What I thought would happen when I ate with a pastor

 

3) My last testimony is about a neighborhood praise and prayer that family friend who I had known for over a decade prepared for me before I left. They had asked all the families and friends that I grew up with to come and worship and pray over me before I left. I went in without any expectations, thinking it would honestly just be me and Irene and her parents, not even expecting my own because I had not told them. I was surprised to see an entire room filled with people waiting to pray over me. I remember as we worshipped, in mostly Korean, becoming overwhelmed close to tears as we sang a lot of my favorite childhood worship songs that my parents would sing to me. Afterwards, everyone shared a bible verse or word of encouragement and then prayed over me altogether. I was moved not only by the financial support given to me after the prayer night, but by the words of encouragement from those who watched me grow up. Seeing everyone come together reminded me of how much God loves me and provides care and support no matter where I go. I came into the night not knowing I needed a reminder of this, and came out of the night in joy and in gratitude that there God had placed so many people in my life to watch over me.
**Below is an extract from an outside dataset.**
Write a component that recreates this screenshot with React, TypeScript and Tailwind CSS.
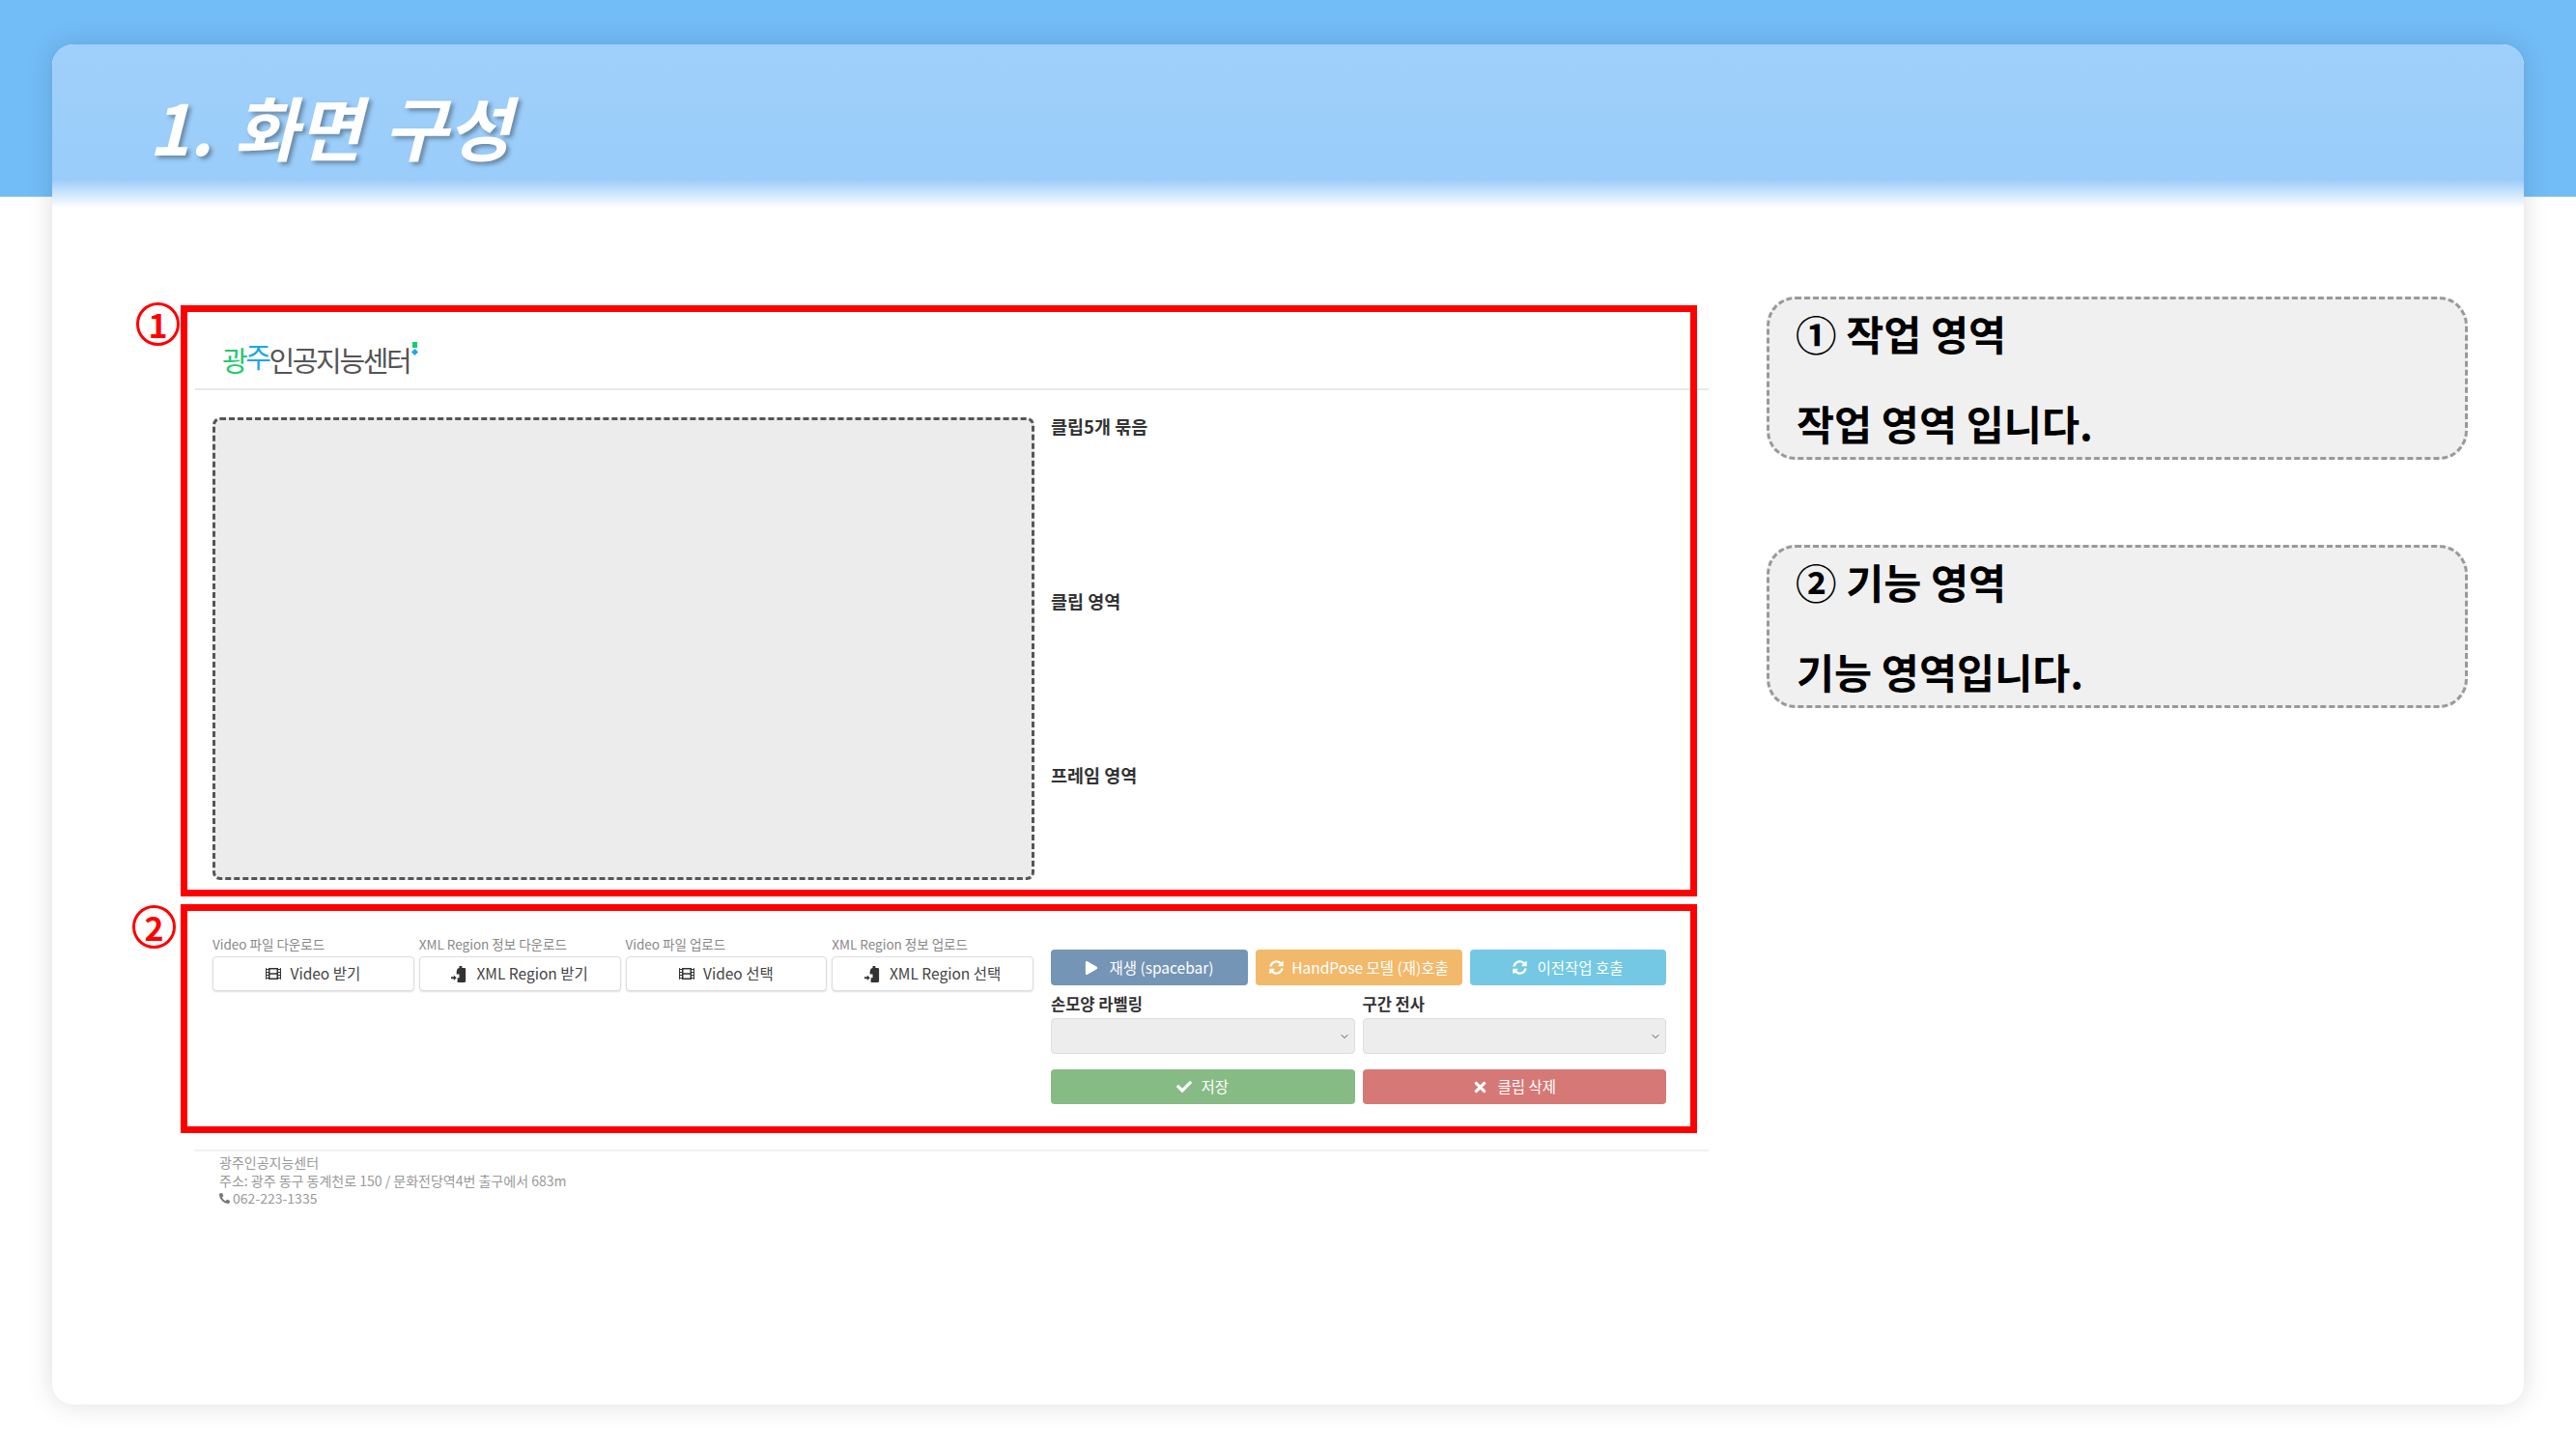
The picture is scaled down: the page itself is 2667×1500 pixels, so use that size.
import { FaCheck, FaFilm, FaPhoneAlt, FaPlay, FaSyncAlt, FaTimes } from 'react-icons/fa';
import { ChevronDown } from 'lucide-react';

const KR = "font-['Noto_Sans_CJK_KR','Noto_Sans',sans-serif]";

function DoorIcon() {
  // clipboard-with-arrow glyph on the XML Region buttons
  return (
    <svg viewBox="0 0 18 18" className="w-[17px] h-[17px] fill-[#333]">
      <path d="M9 0h3v2h3l1 1v14l-1 1H7v-5h2V9H6V6l1-3 2-1zM0 12h3v-2l3 3-3 3v-2H0z" />
    </svg>
  );
}

function DownloadCol({ label, text, icon }: { label: string; text: string; icon: React.ReactNode }) {
  return (
    <div>
      <div className="h-[18px] mb-[4px] text-[13.5px] leading-[18px] text-[#888] whitespace-nowrap">{label}</div>
      <button className="w-full h-[36px] flex items-center justify-center gap-[9px] bg-white border border-[#ddd] rounded-[4px] shadow-[0_1px_2px_rgba(0,0,0,0.12)] text-[15.5px] text-[#444]">
        {icon}
        <span>{text}</span>
      </button>
    </div>
  );
}

function SideNote({ title, body, num }: { title: string; body: string; num: string }) {
  return (
    <div className="h-[169px] border-[3px] border-dashed border-[#999] rounded-[30px] bg-[#f0f0f0] pl-[28px] font-bold text-black">
      <div className="h-[63px] pt-[9px] -ml-[1px] text-[42.5px] leading-[52px] whitespace-nowrap">
        {num} {title}
      </div>
      <div className="mt-[39px] text-[42.5px] leading-[52px] whitespace-nowrap">{body}</div>
    </div>
  );
}

export default function App() {
  return (
    <div className={`relative w-[2667px] h-[1500px] bg-white overflow-hidden pt-[46px] px-[54px] ${KR}`}>
      <div className="absolute left-0 top-0 w-full h-[204px] bg-[#72bcf7] border-b border-[#9ccffb]" />

      <div className="relative isolate h-[1408px] bg-white rounded-[22px] shadow-[0_0_28px_rgba(0,0,0,0.13)]">
        {/* 제목 */}
        <div className="h-[169px] rounded-t-[22px] bg-[linear-gradient(to_bottom,#9fd0fb_0px,#9bcdfa_140px,#ffffff_169px)] pl-[100px] pt-[44px]">
          <h1 className="text-[72px] leading-[80px] font-bold italic text-white tracking-[0px] [word-spacing:6px] [text-shadow:3px_3px_4px_rgba(60,80,100,0.55)]">
            1. 화면 구성
          </h1>
        </div>

        <div className="flex items-start pl-[133px]">
          <div className="relative w-[1570px] pt-[101px]">
            {/* ① 작업 영역 */}
            <div className="relative h-[612px] border-[7px] border-[#ff0000]">
              <div className="absolute -left-[53px] -top-[10px] w-[45px] h-[45px] rounded-full border-[3px] border-[#ff0000] bg-white flex items-center justify-center text-[34px] leading-none font-bold text-[#ff0000]">
                1
              </div>
              <div className="relative -z-10 ml-[8px] -mr-[19px] h-[81px] border-b-2 border-[#e8e8e8] flex items-center pl-[28px] pt-[20px] text-[29px] tracking-[-2.4px] text-[#555]">
                <span className="text-[#22c96e]">광</span>
                <span className="text-[#1aa7e8] -mt-[8px]">주</span>
                <span>인공지능센터</span>
                <span className="flex flex-col gap-[2px] ml-[3px] -mt-[24px]">
                  <span className="block w-[5px] h-[6px] bg-[#0fcf6a]" />
                  <span className="block w-[5px] h-[5px] rotate-45 bg-[#1aa7e8]" />
                </span>
              </div>
              <div className="flex pl-[26px] pt-[28px]">
                <div className="w-[851px] h-[479px] border-[3px] border-dashed border-[#555] rounded-[8px] bg-[#ececec]" />
                <div className="ml-[17px] -mt-[1px] text-[18.5px] leading-[20px] font-bold text-[#333]">
                  <div className="h-[181px]">클립5개 묶음</div>
                  <div className="h-[180px]">클립 영역</div>
                  <div>프레임 영역</div>
                </div>
              </div>
            </div>

            {/* ② 기능 영역 */}
            <div className="relative mt-[8px] h-[237px] border-[7px] border-[#ff0000] flex items-start">
              <div className="absolute -left-[57px] -top-[6px] w-[45px] h-[45px] rounded-full border-[3px] border-[#ff0000] bg-white flex items-center justify-center text-[34px] leading-none font-bold text-[#ff0000]">
                2
              </div>
              <div className="ml-[26px] mt-[25px] w-[850px] grid grid-cols-4 gap-[5px]">
                <DownloadCol label="Video 파일 다운로드" text="Video 받기" icon={<FaFilm className="text-[#333] text-[16px]" />} />
                <DownloadCol label="XML Region 정보 다운로드" text="XML Region 받기" icon={<DoorIcon />} />
                <DownloadCol label="Video 파일 업로드" text="Video 선택" icon={<FaFilm className="text-[#333] text-[16px]" />} />
                <DownloadCol label="XML Region 정보 업로드" text="XML Region 선택" icon={<DoorIcon />} />
              </div>
              <div className="ml-[18px] mt-[40px] w-[637px]">
                <div className="flex gap-[8px] text-[15.5px] text-white">
                  <button className="w-[204px] h-[37px] rounded-[4px] bg-[#7495b5] flex items-center justify-center gap-[11px]">
                    <FaPlay className="text-[14px]" />
                    <span>재생 (spacebar)</span>
                  </button>
                  <button className="w-[214px] h-[37px] rounded-[4px] bg-[#f2b96b] flex items-center justify-center gap-[8px]">
                    <FaSyncAlt className="text-[15px]" />
                    <span>HandPose 모델 (재)호출</span>
                  </button>
                  <button className="w-[203px] h-[37px] rounded-[4px] bg-[#74c8e4] flex items-center justify-center gap-[10px]">
                    <FaSyncAlt className="text-[15px]" />
                    <span>이전작업 호출</span>
                  </button>
                </div>
                <div className="grid grid-cols-2 gap-x-[8px] mt-[9px]">
                  <div>
                    <div className="h-[25px] text-[16.5px] leading-[20px] font-bold text-[#333]">손모양 라벨링</div>
                    <div className="h-[37px] flex items-center justify-end pr-[4px] bg-[#ededed] border border-[#ddd] rounded-[4px]">
                      <ChevronDown className="w-[12px] h-[12px] text-[#555]" />
                    </div>
                  </div>
                  <div>
                    <div className="h-[25px] text-[16.5px] leading-[20px] font-bold text-[#333]">구간 전사</div>
                    <div className="h-[37px] flex items-center justify-end pr-[4px] bg-[#ededed] border border-[#ddd] rounded-[4px]">
                      <ChevronDown className="w-[12px] h-[12px] text-[#555]" />
                    </div>
                  </div>
                  <button className="mt-[16px] h-[36px] rounded-[4px] bg-[#86bb85] flex items-center justify-center gap-[9px] text-[15.5px] text-white">
                    <FaCheck className="text-[16px]" />
                    <span>저장</span>
                  </button>
                  <button className="mt-[16px] h-[36px] rounded-[4px] bg-[#d67875] flex items-center justify-center gap-[9px] text-[15.5px] text-white">
                    <FaTimes className="text-[17px]" />
                    <span>클립 삭제</span>
                  </button>
                </div>
              </div>
            </div>

            {/* 하단 정보 */}
            <div className="ml-[14px] -mr-[12px] mt-[17px] border-t-2 border-[#f0f0f0] pl-[26px] pt-[2px] text-[14px] leading-[18.5px] text-[#999]">
              <div>광주인공지능센터</div>
              <div>주소: 광주 동구 동계천로 150 / 문화전당역4번 출구에서 683m</div>
              <div className="flex items-center gap-[3px]">
                <FaPhoneAlt className="text-[11px] text-[#777]" />
                <span>062-223-1335</span>
              </div>
            </div>
          </div>

          <div className="ml-[72px] w-[726px] pt-[92px]">
            <SideNote num="①" title="작업 영역" body="작업 영역 입니다." />
            <div className="mt-[88px]">
              <SideNote num="②" title="기능 영역" body="기능 영역입니다." />
            </div>
          </div>
        </div>
      </div>
    </div>
  );
}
My face when hearing the encouragements

 

I hope you all enjoyed the pictures, testimonies, and vulnerability I am trying to convey. I took my exam this past Tuesday and to be honest, I'm not sure if I passed or not. Though I may not get the results I had envisioned, I know that I want to glorify God no matter where I am placed. It's now less than a week until I leave for YWAM and I am sad to announce that this past Saturday I got COVID. My prayer for this week is that I will get better before I leave. I am excited to learn and take in all that God has to offer me and to give as much as I can. Once again, if anyone has any questions or comments from my posts please feel free to message me! I'd love to talk and connect. God bless you all and have a great rest of the night.